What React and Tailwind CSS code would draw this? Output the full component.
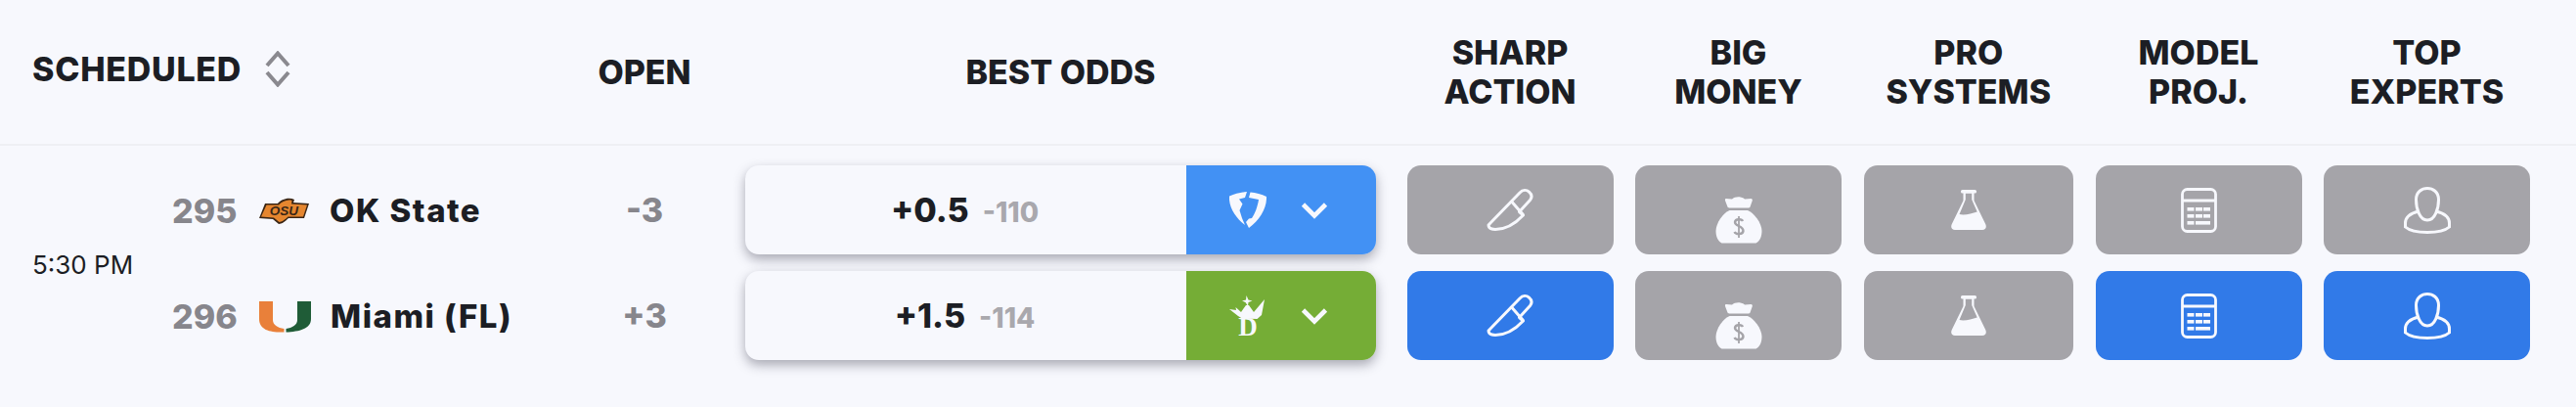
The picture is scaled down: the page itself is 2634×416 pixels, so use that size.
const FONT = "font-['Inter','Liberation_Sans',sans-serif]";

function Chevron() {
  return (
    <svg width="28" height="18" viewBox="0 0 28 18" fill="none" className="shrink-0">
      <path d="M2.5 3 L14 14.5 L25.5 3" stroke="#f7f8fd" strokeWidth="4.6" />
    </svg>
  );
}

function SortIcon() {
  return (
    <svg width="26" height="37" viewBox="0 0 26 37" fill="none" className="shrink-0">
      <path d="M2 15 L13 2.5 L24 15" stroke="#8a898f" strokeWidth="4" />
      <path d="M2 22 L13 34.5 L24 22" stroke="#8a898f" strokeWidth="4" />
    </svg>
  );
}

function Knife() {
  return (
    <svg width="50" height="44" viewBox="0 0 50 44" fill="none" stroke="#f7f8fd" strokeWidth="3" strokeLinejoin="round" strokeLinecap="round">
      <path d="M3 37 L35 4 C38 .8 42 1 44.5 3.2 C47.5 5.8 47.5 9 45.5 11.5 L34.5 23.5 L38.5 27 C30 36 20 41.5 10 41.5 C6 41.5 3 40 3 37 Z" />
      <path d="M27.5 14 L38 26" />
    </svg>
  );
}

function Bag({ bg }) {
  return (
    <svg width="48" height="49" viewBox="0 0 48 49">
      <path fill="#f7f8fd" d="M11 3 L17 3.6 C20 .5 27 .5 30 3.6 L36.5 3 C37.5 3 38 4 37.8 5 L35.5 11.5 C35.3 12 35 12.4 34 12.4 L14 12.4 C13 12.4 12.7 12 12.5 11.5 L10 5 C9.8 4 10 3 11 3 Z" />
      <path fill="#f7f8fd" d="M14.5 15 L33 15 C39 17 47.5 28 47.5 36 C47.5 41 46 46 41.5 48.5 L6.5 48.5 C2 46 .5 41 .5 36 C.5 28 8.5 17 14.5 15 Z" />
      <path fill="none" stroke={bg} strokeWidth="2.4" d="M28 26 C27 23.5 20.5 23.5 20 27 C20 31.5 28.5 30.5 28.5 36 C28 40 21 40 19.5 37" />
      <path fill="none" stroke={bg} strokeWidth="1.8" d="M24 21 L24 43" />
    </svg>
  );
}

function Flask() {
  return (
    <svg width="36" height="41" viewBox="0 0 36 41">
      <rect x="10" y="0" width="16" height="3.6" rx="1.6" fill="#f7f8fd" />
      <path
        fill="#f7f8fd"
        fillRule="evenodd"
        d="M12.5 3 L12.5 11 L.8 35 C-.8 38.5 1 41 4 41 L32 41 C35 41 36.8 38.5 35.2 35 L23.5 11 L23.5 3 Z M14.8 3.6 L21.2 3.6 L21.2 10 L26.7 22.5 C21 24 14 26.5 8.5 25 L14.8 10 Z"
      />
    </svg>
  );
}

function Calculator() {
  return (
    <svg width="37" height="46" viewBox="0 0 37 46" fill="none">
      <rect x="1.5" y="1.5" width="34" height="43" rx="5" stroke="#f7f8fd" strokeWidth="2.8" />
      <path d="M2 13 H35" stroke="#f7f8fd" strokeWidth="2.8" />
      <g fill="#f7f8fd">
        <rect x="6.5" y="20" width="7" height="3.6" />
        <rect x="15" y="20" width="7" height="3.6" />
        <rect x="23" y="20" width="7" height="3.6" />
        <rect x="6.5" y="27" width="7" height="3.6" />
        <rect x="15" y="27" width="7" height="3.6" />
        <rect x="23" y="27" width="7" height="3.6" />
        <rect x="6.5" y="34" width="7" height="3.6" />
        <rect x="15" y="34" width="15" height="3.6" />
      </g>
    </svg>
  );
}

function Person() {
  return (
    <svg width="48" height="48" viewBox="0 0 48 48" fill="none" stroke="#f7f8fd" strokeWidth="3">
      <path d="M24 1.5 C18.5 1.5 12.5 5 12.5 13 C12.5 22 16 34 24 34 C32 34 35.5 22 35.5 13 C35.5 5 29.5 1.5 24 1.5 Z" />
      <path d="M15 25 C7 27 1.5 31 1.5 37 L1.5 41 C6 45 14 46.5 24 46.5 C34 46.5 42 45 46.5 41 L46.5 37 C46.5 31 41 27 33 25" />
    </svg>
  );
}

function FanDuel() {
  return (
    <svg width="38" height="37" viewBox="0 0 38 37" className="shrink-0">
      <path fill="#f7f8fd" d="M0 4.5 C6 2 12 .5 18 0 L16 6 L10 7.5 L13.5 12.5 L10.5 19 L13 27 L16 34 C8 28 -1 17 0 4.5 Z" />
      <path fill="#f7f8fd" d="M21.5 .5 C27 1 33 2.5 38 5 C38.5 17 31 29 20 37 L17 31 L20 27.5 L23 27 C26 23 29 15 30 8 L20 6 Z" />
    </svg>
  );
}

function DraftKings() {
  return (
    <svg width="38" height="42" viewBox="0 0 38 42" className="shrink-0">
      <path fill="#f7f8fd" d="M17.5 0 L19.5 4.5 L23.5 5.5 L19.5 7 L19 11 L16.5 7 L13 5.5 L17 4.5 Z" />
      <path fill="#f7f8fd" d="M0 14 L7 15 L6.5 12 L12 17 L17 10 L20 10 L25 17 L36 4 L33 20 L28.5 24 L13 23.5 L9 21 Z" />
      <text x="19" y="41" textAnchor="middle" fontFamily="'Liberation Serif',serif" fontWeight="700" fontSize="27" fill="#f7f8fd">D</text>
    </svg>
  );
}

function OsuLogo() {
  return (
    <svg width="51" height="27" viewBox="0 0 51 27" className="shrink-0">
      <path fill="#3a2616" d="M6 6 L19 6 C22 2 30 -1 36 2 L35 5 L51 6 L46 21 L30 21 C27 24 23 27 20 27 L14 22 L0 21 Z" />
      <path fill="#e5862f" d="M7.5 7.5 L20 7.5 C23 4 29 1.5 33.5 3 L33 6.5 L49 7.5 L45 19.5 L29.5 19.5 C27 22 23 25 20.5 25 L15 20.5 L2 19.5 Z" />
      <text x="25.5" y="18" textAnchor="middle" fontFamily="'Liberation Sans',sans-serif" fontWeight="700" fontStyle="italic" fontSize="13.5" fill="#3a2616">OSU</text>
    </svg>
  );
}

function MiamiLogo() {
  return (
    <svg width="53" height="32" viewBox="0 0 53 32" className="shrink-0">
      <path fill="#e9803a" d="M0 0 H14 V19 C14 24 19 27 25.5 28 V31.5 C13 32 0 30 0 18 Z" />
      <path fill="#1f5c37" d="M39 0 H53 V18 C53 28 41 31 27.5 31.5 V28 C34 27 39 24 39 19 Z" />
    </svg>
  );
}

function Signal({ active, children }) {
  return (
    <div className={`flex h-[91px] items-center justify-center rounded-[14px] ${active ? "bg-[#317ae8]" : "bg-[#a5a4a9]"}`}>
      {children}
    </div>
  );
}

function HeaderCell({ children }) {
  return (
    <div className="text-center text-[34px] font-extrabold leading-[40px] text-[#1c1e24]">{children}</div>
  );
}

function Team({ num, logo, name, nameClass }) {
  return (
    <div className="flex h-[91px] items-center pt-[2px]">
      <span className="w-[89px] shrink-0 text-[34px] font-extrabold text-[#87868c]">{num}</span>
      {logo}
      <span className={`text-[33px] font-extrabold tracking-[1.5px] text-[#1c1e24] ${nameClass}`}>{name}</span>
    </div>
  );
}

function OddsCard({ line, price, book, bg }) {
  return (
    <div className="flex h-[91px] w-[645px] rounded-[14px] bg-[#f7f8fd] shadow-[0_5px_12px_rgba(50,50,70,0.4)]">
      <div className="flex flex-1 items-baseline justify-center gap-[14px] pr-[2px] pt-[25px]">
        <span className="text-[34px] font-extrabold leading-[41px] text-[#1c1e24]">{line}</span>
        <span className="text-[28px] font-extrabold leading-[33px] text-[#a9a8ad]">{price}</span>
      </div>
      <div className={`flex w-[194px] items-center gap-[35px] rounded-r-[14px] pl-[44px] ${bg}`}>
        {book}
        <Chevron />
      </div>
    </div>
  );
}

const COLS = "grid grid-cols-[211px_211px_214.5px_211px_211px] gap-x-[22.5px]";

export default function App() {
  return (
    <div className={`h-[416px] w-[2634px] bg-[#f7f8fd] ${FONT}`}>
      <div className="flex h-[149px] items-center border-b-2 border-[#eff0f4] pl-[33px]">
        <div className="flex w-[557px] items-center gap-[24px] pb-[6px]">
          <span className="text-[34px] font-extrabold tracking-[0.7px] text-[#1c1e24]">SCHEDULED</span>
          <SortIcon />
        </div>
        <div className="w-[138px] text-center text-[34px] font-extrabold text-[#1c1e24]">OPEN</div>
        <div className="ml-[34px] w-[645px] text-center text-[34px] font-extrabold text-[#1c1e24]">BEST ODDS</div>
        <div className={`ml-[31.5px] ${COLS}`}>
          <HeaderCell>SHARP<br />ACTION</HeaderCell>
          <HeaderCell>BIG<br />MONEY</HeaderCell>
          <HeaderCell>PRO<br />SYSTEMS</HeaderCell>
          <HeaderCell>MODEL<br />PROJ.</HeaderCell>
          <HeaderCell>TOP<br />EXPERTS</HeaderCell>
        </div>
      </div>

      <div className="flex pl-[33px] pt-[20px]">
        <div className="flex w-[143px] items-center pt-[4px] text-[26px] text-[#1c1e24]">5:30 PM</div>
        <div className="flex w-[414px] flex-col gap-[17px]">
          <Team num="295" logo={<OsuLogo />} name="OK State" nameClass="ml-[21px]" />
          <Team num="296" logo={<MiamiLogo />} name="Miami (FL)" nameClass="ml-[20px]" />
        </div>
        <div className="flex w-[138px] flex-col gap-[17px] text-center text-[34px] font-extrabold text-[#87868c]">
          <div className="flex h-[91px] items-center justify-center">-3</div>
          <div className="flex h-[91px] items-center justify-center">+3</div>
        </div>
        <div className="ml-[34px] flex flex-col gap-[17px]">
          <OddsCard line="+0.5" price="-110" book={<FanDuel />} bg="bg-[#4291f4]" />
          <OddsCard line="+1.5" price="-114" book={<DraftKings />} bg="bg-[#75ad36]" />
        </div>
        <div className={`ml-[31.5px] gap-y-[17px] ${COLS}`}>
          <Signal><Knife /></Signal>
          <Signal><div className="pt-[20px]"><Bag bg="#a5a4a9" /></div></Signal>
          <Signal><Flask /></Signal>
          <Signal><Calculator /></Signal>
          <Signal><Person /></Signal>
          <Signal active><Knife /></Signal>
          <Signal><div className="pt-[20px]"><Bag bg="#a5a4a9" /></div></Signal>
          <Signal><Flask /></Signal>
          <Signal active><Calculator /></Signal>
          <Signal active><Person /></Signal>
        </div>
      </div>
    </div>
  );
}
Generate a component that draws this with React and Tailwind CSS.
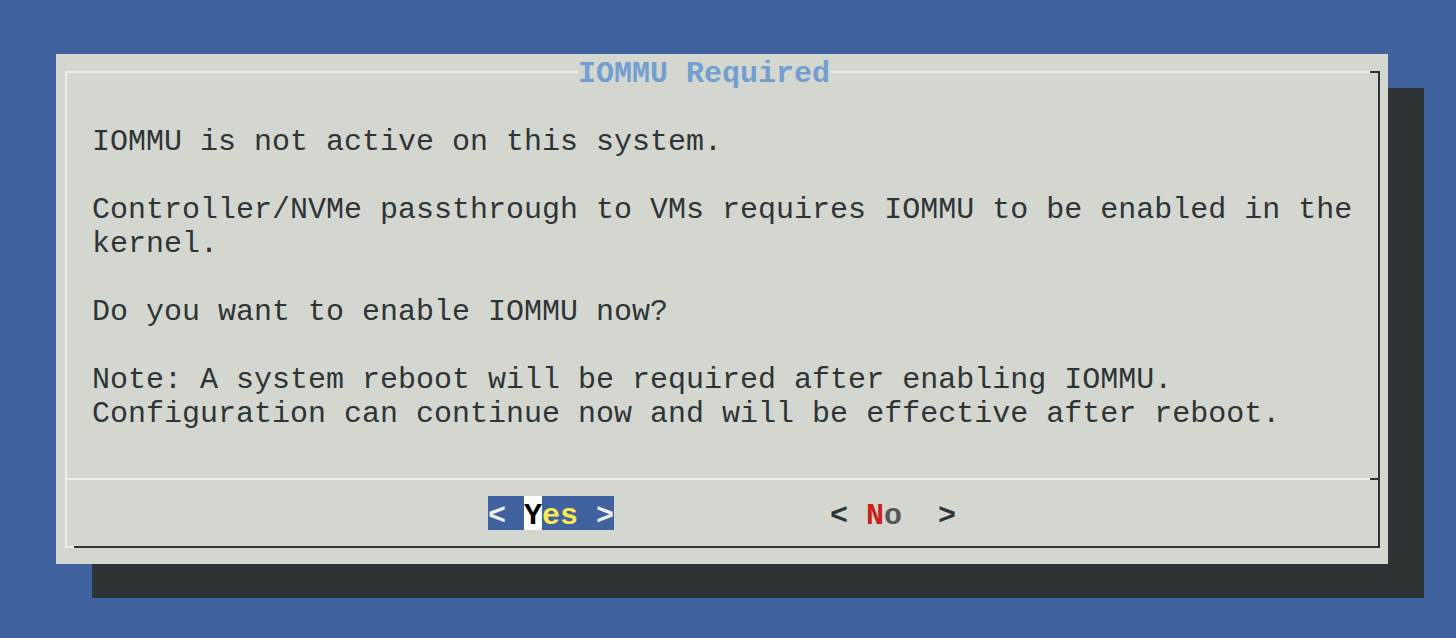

What is expected: Review the material and copy each line in which the word "that" appears.

Answer:
The picture is scaled down: the page itself is 2634×416 pixels, so use that size.
Generate a component that draws this with React and Tailwind CSS.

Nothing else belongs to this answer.